La edición de este año 2015 cuenta con centenares de artistas
extranjeros, algunos de gran prestigio como Daniel Buren, Anish Kapoor y
Joseph Kosuth. Entre las propuestas más atrayentes están el proyecto
colectivo Entre, Dentro, Fuera/Between, Inside, Outside, que integran artistas cubanos y estadounidenses, y los performances Tercer Paraíso, del italiano Michelangelo Pistoletto, y La perla negra,
de Nikhil Chopra, donde el artista hindú, durante 60 horas
ininterrumpidas, permaneció dentro de una jaula situada en la Plaza de
Armas.
Una de las propuestas más populares es La pista de hielo,
del norteamericano Duke Riley. Ubicada en las intersecciones de Malecón y
Belascoaín, la obra es una estructura hecha con láminas de un
material muy semejante al hielo y sobre la cual es posible patinar.
Algunos se acercan y, al creer que se trata de hielo verdadero, lanzan
expresiones de asombro; otros, acostumbrados a la locura, al absurdo, a
la improvisación como métodos de gobierno de sus dirigentes, no dicen
nada o protestan bajito.
“La gente no entiende de arte cuando tienen necesidades”, comenta una
mujer que cuida otra de las obras emplazadas en el Malecón.
Su trabajo
durante un mes será velar porque no se roben los tenedores que recubren
una gigantesca cacerola. Son miles de cubiertos, auténticos, semejantes a
las espinas de un erizo. “Es tanta la necesidad, que se han llevado ya
varios tenedores. Yo no sé cómo, porque no le quito la vista de encima”,
me dice la señora.
Muy cerca se alza otra obra que parece un pastel de cumpleaños del
cual afloran cientos de lenguas. Las personas se acercan, lo tocan,
comentan sobre el revuelo que provocaría si fuera de masa y merengue
reales. Los niños intentan saborearlo y algunos adultos comen y beben a
la sombra del objeto, como si celebraran una fiesta.

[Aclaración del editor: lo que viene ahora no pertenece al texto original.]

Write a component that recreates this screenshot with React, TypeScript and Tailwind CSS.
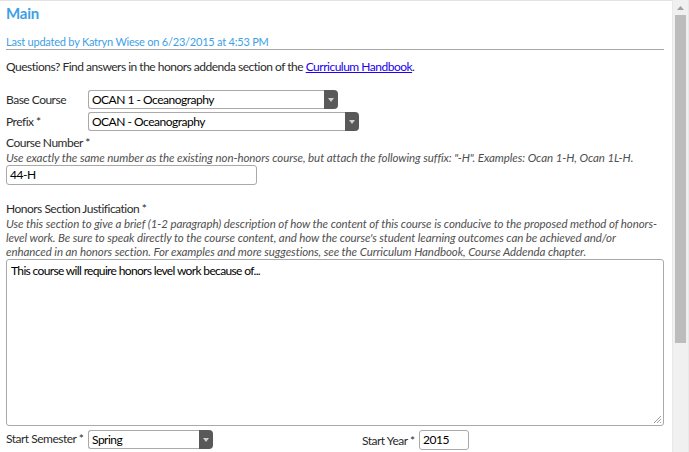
import React from "react";

const FONT = { fontFamily: '"Lato", "Open Sans", sans-serif' };

function Select({ value, width }: { value: string; width: string }) {
  return (
    <div className={`flex h-[19px] ${width}`}>
      <div className="flex flex-1 items-center whitespace-nowrap rounded-l-[3px] border border-r-0 border-[#a9a9a9] bg-white pl-[3px] text-[12px] leading-[17px] text-black">
        {value}
      </div>
      <div className="flex w-[14px] items-center justify-center rounded-r-[4px] bg-[#595959]">
        <svg width="6" height="4" viewBox="0 0 6 4">
          <path d="M0 0 L6 0 L3 4 Z" fill="#d0d0d0" />
        </svg>
      </div>
    </div>
  );
}

export default function App() {
  return (
    <div
      className="flex h-[452px] w-[689px] overflow-hidden bg-white tracking-[-0.5px] text-[#2b2b2b]"
      style={FONT}
    >
      <div className="flex-1 border-t border-[#e3e3e3] pl-[6px]">
        <div className="mt-[2px] h-[20px] text-[15px] font-bold leading-[20px] tracking-[-0.2px] text-[#3d9fe6]">
          Main
        </div>
        <div className="mt-[12px] h-[15px] w-[658px] border-b border-[#a8a8a8] text-[11px] leading-[14px] tracking-[-0.22px] text-[#3d9fe6]">
          Last updated by Katryn Wiese on 6/23/2015 at 4:53 PM
        </div>
        <div className="mt-[9px] text-[12px] leading-[16px]">
          Questions? Find answers in the honors addenda section of the{" "}
          <span className="text-[#2200ee] underline">Curriculum Handbook</span>.
        </div>
        <div className="mt-[15px] flex items-center">
          <div className="w-[82px] whitespace-nowrap text-[12px]">Base Course</div>
          <Select value="OCAN 1 - Oceanography" width="w-[250px]" />
        </div>
        <div className="mt-[3px] flex items-center">
          <div className="w-[82px] whitespace-nowrap text-[12px]">Prefix *</div>
          <Select value="OCAN - Oceanography" width="w-[271px]" />
        </div>
        <div className="mt-[4px] text-[12px] leading-[16px]">Course Number *</div>
        <div className="whitespace-nowrap text-[11.5px] italic leading-[14px] tracking-[-0.07px] text-[#505050]">
          Use exactly the same number as the existing non-honors course, but attach the following suffix: "-H". Examples: Ocan 1-H, Ocan 1L-H.
        </div>
        <div className="flex h-[20px] w-[251px] items-center rounded-[3px] border border-[#a9a9a9] pl-[3px] text-[12px] text-black">
          44-H
        </div>
        <div className="mt-[16px] text-[12px] leading-[16px]">Honors Section Justification *</div>
        <div className="whitespace-nowrap text-[11.5px] italic leading-[14px] tracking-[-0.08px] text-[#505050]">
          <div>Use this section to give a brief (1-2 paragraph) description of how the content of this course is conducive to the proposed method of honors-</div>
          <div>level work. Be sure to speak directly to the course content, and how the course's student learning outcomes can be achieved and/or</div>
          <div>enhanced in an honors section. For examples and more suggestions, see the Curriculum Handbook, Course Addenda chapter.</div>
        </div>
        <div className="relative h-[167px] w-[658px] rounded-[3px] border border-[#a9a9a9] px-[4px] pt-[2px] text-[12px] tracking-[-0.65px] text-black">
          This course will require honors level work because of...
          <svg className="absolute bottom-[1px] right-[1px]" width="9" height="9" viewBox="0 0 9 9">
            <path d="M8 1 L1 8 M8 4 L4 8 M8 7 L7 8" stroke="#9a9a9a" strokeWidth="1" />
          </svg>
        </div>
        <div className="mt-[4px] flex items-start">
          <div className="mt-[1px] w-[82px] whitespace-nowrap text-[12px] leading-[16px]">Start Semester *</div>
          <Select value="Spring" width="w-[125px]" />
          <div className="ml-[149px] mt-[3px] w-[57px] whitespace-nowrap text-[12px] leading-[16px]">Start Year *</div>
          <div className="flex h-[20px] w-[50px] items-center rounded-[3px] border border-[#a9a9a9] pl-[3px] text-[12px] text-black">
            2015
          </div>
        </div>
      </div>
      <div className="flex w-[17px] flex-col border-l border-r border-[#e8e8e8] bg-[#f0f0f0]">
        <div className="flex h-[15px] items-center justify-center">
          <svg width="7" height="4" viewBox="0 0 7 4">
            <path d="M0 4 L7 4 L3.5 0 Z" fill="#a0a0a0" />
          </svg>
        </div>
        <div className="mx-auto h-[328px] w-[11px] bg-[#bcbcbc]" />
      </div>
    </div>
  );
}
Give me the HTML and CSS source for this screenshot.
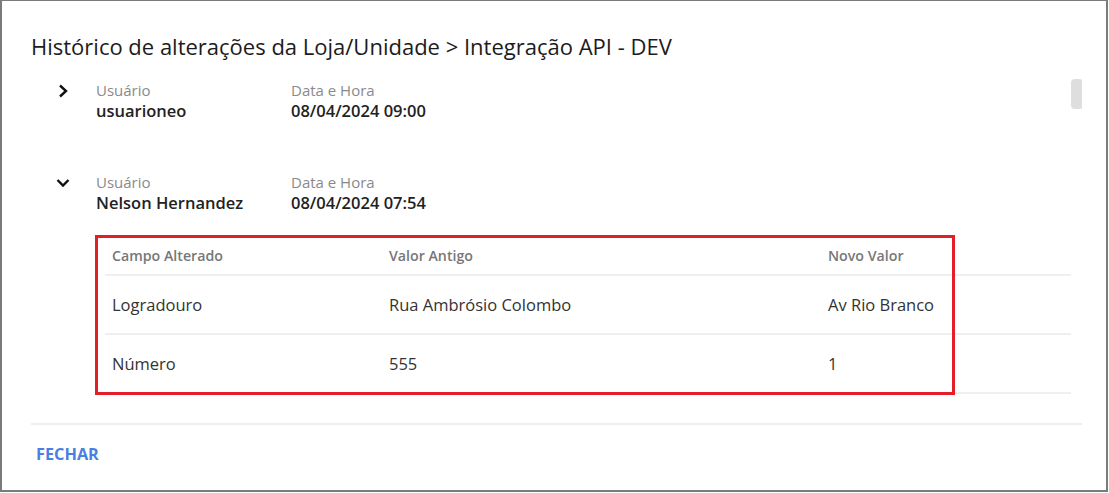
FILE: index.html
```html
<!DOCTYPE html>
<html lang="pt-BR">
<head>
    <meta charset="UTF-8">
    <meta name="viewport" content="width=device-width, initial-scale=1.0">
    <title>Histórico de alterações</title>
    <link rel="stylesheet" href="styles.css">
</head>
<body>
    <div class="dialog">
        <h1 class="dialog-title">Histórico de alterações da Loja/Unidade &gt; Integração API - DEV</h1>

        <div class="history">
            <div class="entry">
                <div class="entry-head">
                    <span class="toggle">
                        <svg width="14" height="14" viewBox="0 0 14 14"><path d="M4 1.5 L10 7 L4 12.5" fill="none" stroke="#111" stroke-width="2.4"/></svg>
                    </span>
                    <div class="field user">
                        <span class="field-label">Usuário</span>
                        <span class="field-value">usuarioneo</span>
                    </div>
                    <div class="field">
                        <span class="field-label">Data e Hora</span>
                        <span class="field-value">08/04/2024 09:00</span>
                    </div>
                </div>
            </div>

            <div class="entry open">
                <div class="entry-head">
                    <span class="toggle">
                        <svg width="14" height="14" viewBox="0 0 14 14"><path d="M1.5 4 L7 9.5 L12.5 4" fill="none" stroke="#111" stroke-width="2.4"/></svg>
                    </span>
                    <div class="field user">
                        <span class="field-label">Usuário</span>
                        <span class="field-value">Nelson Hernandez</span>
                    </div>
                    <div class="field">
                        <span class="field-label">Data e Hora</span>
                        <span class="field-value">08/04/2024 07:54</span>
                    </div>
                </div>

                <div class="changes">
                    <table>
                        <thead>
                            <tr>
                                <th class="col-field">Campo Alterado</th>
                                <th class="col-old">Valor Antigo</th>
                                <th>Novo Valor</th>
                            </tr>
                        </thead>
                        <tbody>
                            <tr>
                                <td>Logradouro</td>
                                <td>Rua Ambrósio Colombo</td>
                                <td>Av Rio Branco</td>
                            </tr>
                            <tr>
                                <td>Número</td>
                                <td>555</td>
                                <td>1</td>
                            </tr>
                        </tbody>
                    </table>
                    <div class="highlight"></div>
                </div>
            </div>

            <div class="scroll-thumb"></div>
        </div>

        <div class="dialog-actions">
            <button type="button" class="btn-close">FECHAR</button>
        </div>
    </div>
</body>
</html>
```

FILE: styles.css
```css
body {
    margin: 0;
    font-family: "Open Sans", Arial, sans-serif;
    background-color: white;
}
.dialog {
    width: 1108px;
    height: 492px;
    box-sizing: border-box;
    border: 2px solid #7b7b7b;
    border-top-width: 1px;
    padding: 30px 24px 0 29px;
    background-color: white;
}
.dialog-title {
    margin: 0;
    font-size: 22px;
    line-height: 30px;
    font-weight: 500;
    color: #1c1c1c;
    height: 40px;
}
.history {
    position: relative;
    height: 352px;
    padding-top: 9px;
    box-sizing: border-box;
    overflow: hidden;
}
.entry {
    height: 92px;
}
.entry.open {
    height: auto;
}
.entry-head {
    display: flex;
    align-items: flex-start;
    padding-left: 25px;
}
.toggle {
    width: 40px;
    display: flex;
    padding-top: 4px;
}
.field {
    display: flex;
    flex-direction: column;
}
.field.user {
    width: 195px;
}
.field-label {
    font-size: 15px;
    line-height: 20px;
    color: #8a8a8a;
}
.field-value {
    font-size: 16.5px;
    line-height: 22px;
    font-weight: 600;
    color: #222;
}
.changes {
    position: relative;
    margin: 22px 0 0 74px;
    width: 966px;
}
table {
    width: 100%;
    border-collapse: collapse;
}
th, td {
    text-align: left;
    padding: 0 7px;
    border-bottom: 2px solid #efefef;
}
th {
    height: 38px;
    font-size: 14.2px;
    font-weight: 600;
    color: #777;
}
td {
    height: 57px;
    font-size: 16.5px;
    color: #333;
}
.col-field {
    width: 263px;
}
.col-old {
    width: 425px;
}
.highlight {
    position: absolute;
    left: -10px;
    top: -1px;
    width: 860px;
    height: 160px;
    box-sizing: border-box;
    border: 3px solid #e31e27;
}
.scroll-thumb {
    position: absolute;
    left: 1040px;
    top: 8px;
    width: 12px;
    height: 30px;
    border-radius: 4px;
    background-color: #dedede;
}
.dialog-actions {
    border-top: 2px solid #eeeeee;
    padding: 18px 0 0 5px;
}
.btn-close {
    background: none;
    border: none;
    padding: 0;
    font-family: "Open Sans", Arial, sans-serif;
    font-size: 16.3px;
    line-height: 20px;
    font-weight: 700;
    color: #4a7fe2;
    cursor: pointer;
}
```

Mientras tanto, decenas de policías recorren las calles para velar
por que tanto metal, cristal, arena y madera empleados en las obras de
los artistas no sea acarreado en carretillas por esa multitud de gente
necesitada con la que la duodécima Bienal de La Habana tanto desea
establecer un acto comunicativo o una dinámica de integración.